TASK BRIEF: Count how many lines contain the word "this". Please give only the number.

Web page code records
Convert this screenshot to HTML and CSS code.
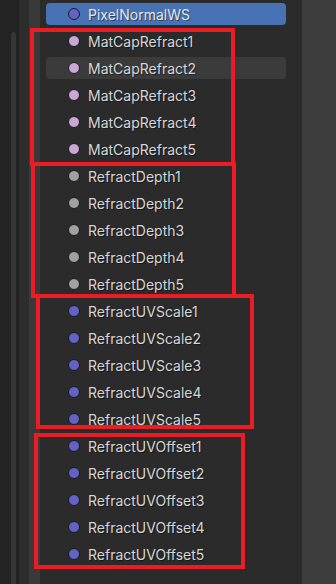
FILE: index.html
```
<!DOCTYPE html>
<html lang="en">
<head>
    <meta charset="UTF-8">
    <meta name="viewport" content="width=device-width, initial-scale=1.0">
    <title>Attributes</title>
    <link rel="stylesheet" href="styles.css">
</head>
<body>
    <div class="editor">
        <div class="gutter">
            <div class="scrollbar"></div>
        </div>
        <div class="gutter-mid"></div>
        <div class="gutter-edge"></div>
        <div class="panel">
            <ul class="attr-list">
                <li class="attr active"><span class="dot vector"></span>PixelNormalWS</li>
                <li class="attr"><span class="dot color"></span>MatCapRefract1</li>
                <li class="attr hover"><span class="dot color"></span>MatCapRefract2</li>
                <li class="attr"><span class="dot color"></span>MatCapRefract3</li>
                <li class="attr"><span class="dot color"></span>MatCapRefract4</li>
                <li class="attr"><span class="dot color"></span>MatCapRefract5</li>
                <li class="attr"><span class="dot float"></span>RefractDepth1</li>
                <li class="attr"><span class="dot float"></span>RefractDepth2</li>
                <li class="attr"><span class="dot float"></span>RefractDepth3</li>
                <li class="attr"><span class="dot float"></span>RefractDepth4</li>
                <li class="attr"><span class="dot float"></span>RefractDepth5</li>
                <li class="attr"><span class="dot vector"></span>RefractUVScale1</li>
                <li class="attr"><span class="dot vector"></span>RefractUVScale2</li>
                <li class="attr"><span class="dot vector"></span>RefractUVScale3</li>
                <li class="attr"><span class="dot vector"></span>RefractUVScale4</li>
                <li class="attr"><span class="dot vector"></span>RefractUVScale5</li>
                <li class="attr"><span class="dot vector"></span>RefractUVOffset1</li>
                <li class="attr"><span class="dot vector"></span>RefractUVOffset2</li>
                <li class="attr"><span class="dot vector"></span>RefractUVOffset3</li>
                <li class="attr"><span class="dot vector"></span>RefractUVOffset4</li>
                <li class="attr"><span class="dot vector"></span>RefractUVOffset5</li>
            </ul>
        </div>
        <div class="side"></div>

        <!-- red annotation boxes -->
        <div class="mark mark-matcap"></div>
        <div class="mark mark-depth"></div>
        <div class="mark mark-scale"></div>
        <div class="mark mark-offset"></div>
    </div>
</body>
</html>
```

FILE: styles.css
```
html, body {
    margin: 0;
    padding: 0;
    background-color: #2b2b2b;
}
body {
    font-family: Inter, "DejaVu Sans", sans-serif;
}
.editor {
    position: relative;
    display: flex;
    width: 336px;
    height: 584px;
    overflow: hidden;
}
.gutter {
    width: 19px;
    background-color: #232323;
    padding-top: 32px;
    box-sizing: border-box;
}
.scrollbar {
    width: 5px;
    height: 560px;
    margin-left: 11px;
    background-color: #363636;
    border-radius: 3px 3px 0 0;
}
.gutter-mid {
    width: 10px;
    background-color: #2d2d2d;
}
.gutter-edge {
    width: 11px;
    background-color: #393939;
}
.panel {
    width: 262px;
    background-color: #2b2b2b;
}
.side {
    width: 34px;
    background-color: #3d3d3d;
}
.attr-list {
    list-style: none;
    margin: 0;
    padding: 3px 0 0 6px;
    display: flex;
    flex-direction: column;
    gap: 5px;
}
.attr {
    display: flex;
    align-items: center;
    width: 240px;
    height: 22px;
    border-radius: 4px;
    font-size: 14px;
    color: #d6d6d6;
    text-shadow: 1px 1px 0 rgba(0, 0, 0, 0.45);
}
.attr.active {
    background-color: #4772b3;
    color: #e6e6e6;
}
.attr.hover {
    background-color: #3b3b3b;
}
.dot {
    width: 10px;
    height: 10px;
    border-radius: 50%;
    border: 1px solid #1a1a1a;
    margin-left: 22px;
    margin-right: 8px;
    flex-shrink: 0;
}
.dot.vector {
    background-color: #6363c7;
}
.dot.color {
    background-color: #cca6d6;
}
.dot.float {
    background-color: #a1a1a1;
}
.mark {
    position: absolute;
    border: 4px solid #ec1c24;
    box-sizing: border-box;
}
.mark-matcap {
    left: 30px;
    top: 28px;
    width: 205px;
    height: 138px;
}
.mark-depth {
    left: 31px;
    top: 162px;
    width: 205px;
    height: 136px;
}
.mark-scale {
    left: 36px;
    top: 294px;
    width: 218px;
    height: 135px;
}
.mark-offset {
    left: 34px;
    top: 433px;
    width: 211px;
    height: 136px;
}
```
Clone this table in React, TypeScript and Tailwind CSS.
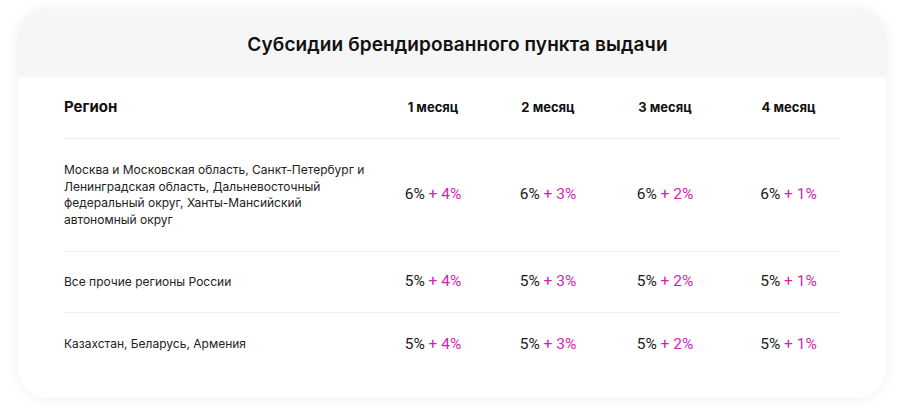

OUTPUT OF THE EXERCISE: 2